D könnte gegen K einen Anspruch auf Zahlung von 5.000 € aus §§ 398 S. 2, 433 Abs. 2 BGB haben.

1. Gläubigerstellung des D

D ist, wie bereits oben festgestellt, durch Abschluss eines Abtretungsvertrages gemäß § 398 BGB mit V neuer Gläubiger des K geworden.

2. Erlöschen der Forderung

Durch die Zahlung des K am 20.02.2004 könnte die Kaufpreisforderung erloschen sein.

Gemäß § 362 Abs. 1 BGB muss die Leistung aber, um das Erlöschen der Forderung zu bewirken, an den Gläubiger erbracht werden. Im Zeitpunkt der Zahlung des K war nicht mehr V, der das Geld erhalten hat, sondern D Gläubiger des K. K hat somit die Forderung nicht gemäß § 362 BGB zum Erlöschen gebracht.

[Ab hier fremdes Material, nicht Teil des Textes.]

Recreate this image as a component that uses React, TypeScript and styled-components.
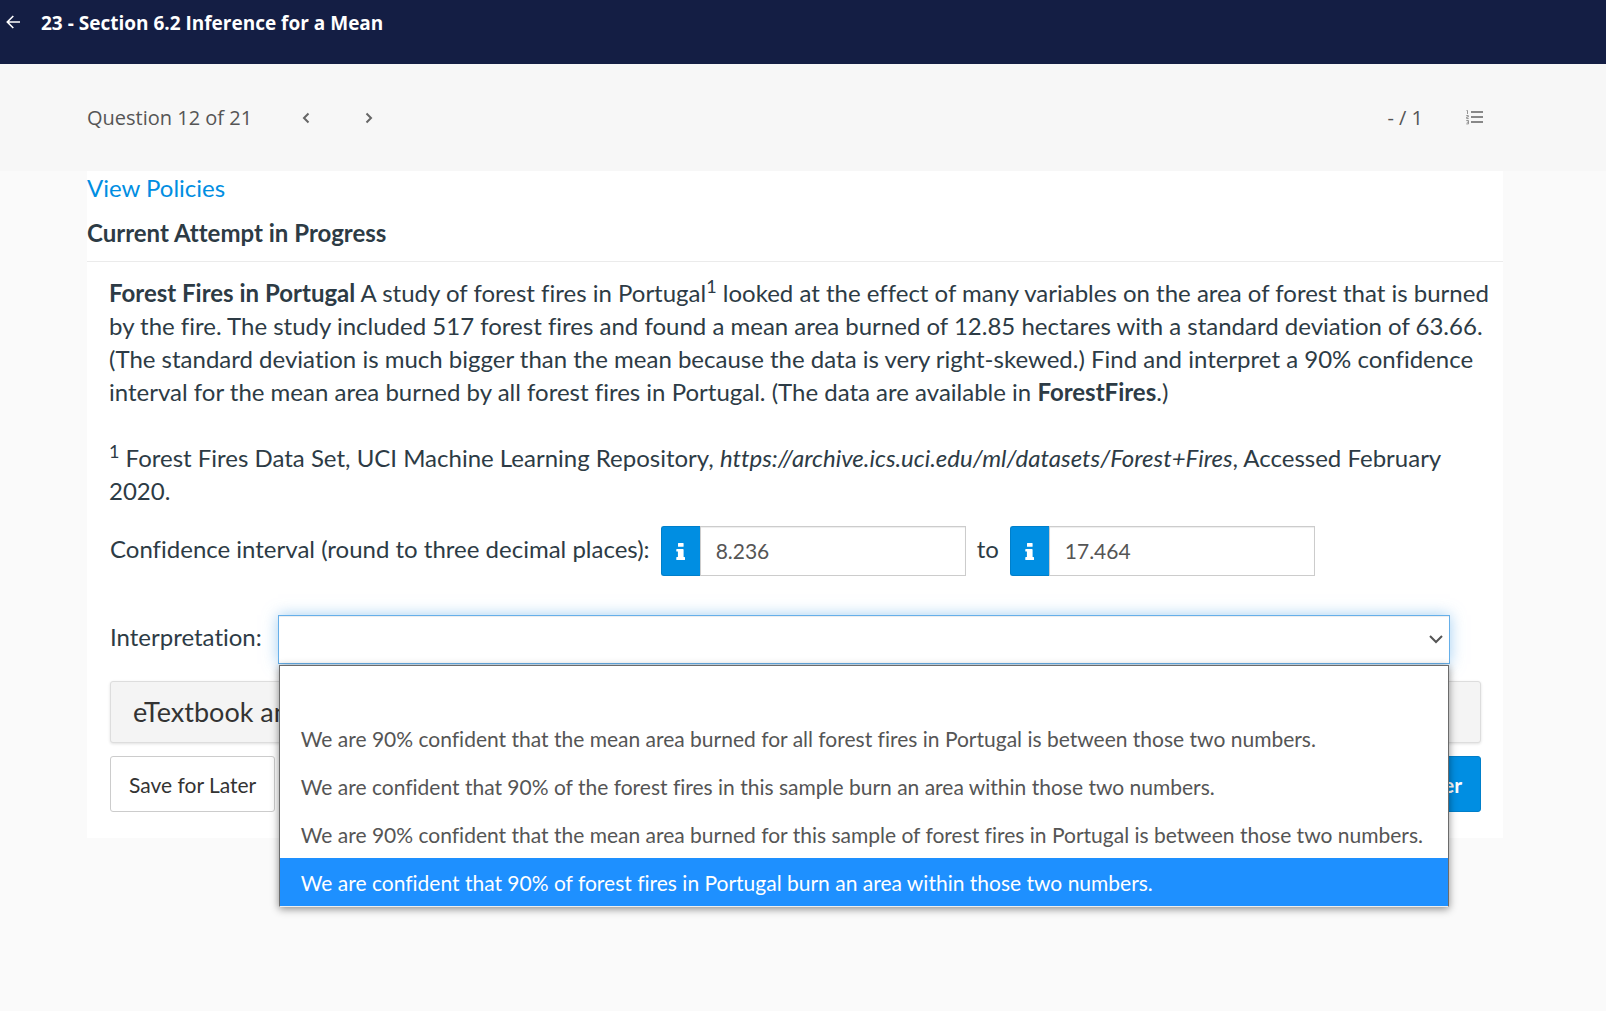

K könnte somit noch zur Zahlung der 5.000 € an D verpflichtet sein.

3. Unkenntnis des K von der Übertragung der Forderung

Möglicherweise muss sich D die Zahlung des K an V gemäß § 407 Abs. 1 BGB entgegenhalten lassen. Nach § 407 Abs. 1 BGB muss der neue Gläubiger eine Leistung, die der Schuldner nach Abtretung an den bisherigen Gläubiger bewirkt, sowie auch ein anderes Rechtsgeschäft gegen sich gelten lassen, es sei denn, dass der Schuldner die Abtretung kennt. K hatte weder von V noch von D Nachricht von der Abtretung erhalten. Er kannte die Abtretung somit nicht. D muss daher die Kaufpreiszahlung des K an V gemäß § 407 BGB gegen sich gelten lassen.

K ist somit durch die Zahlung an V von seiner Zahlungsverpflichtung ge­genüber D frei geworden.

II. Ergebnis

D hat keinen Anspruch gegen K auf Zahlung der 5.000 € aus §§ 433 Abs. 2, 398 S. 2 BGB.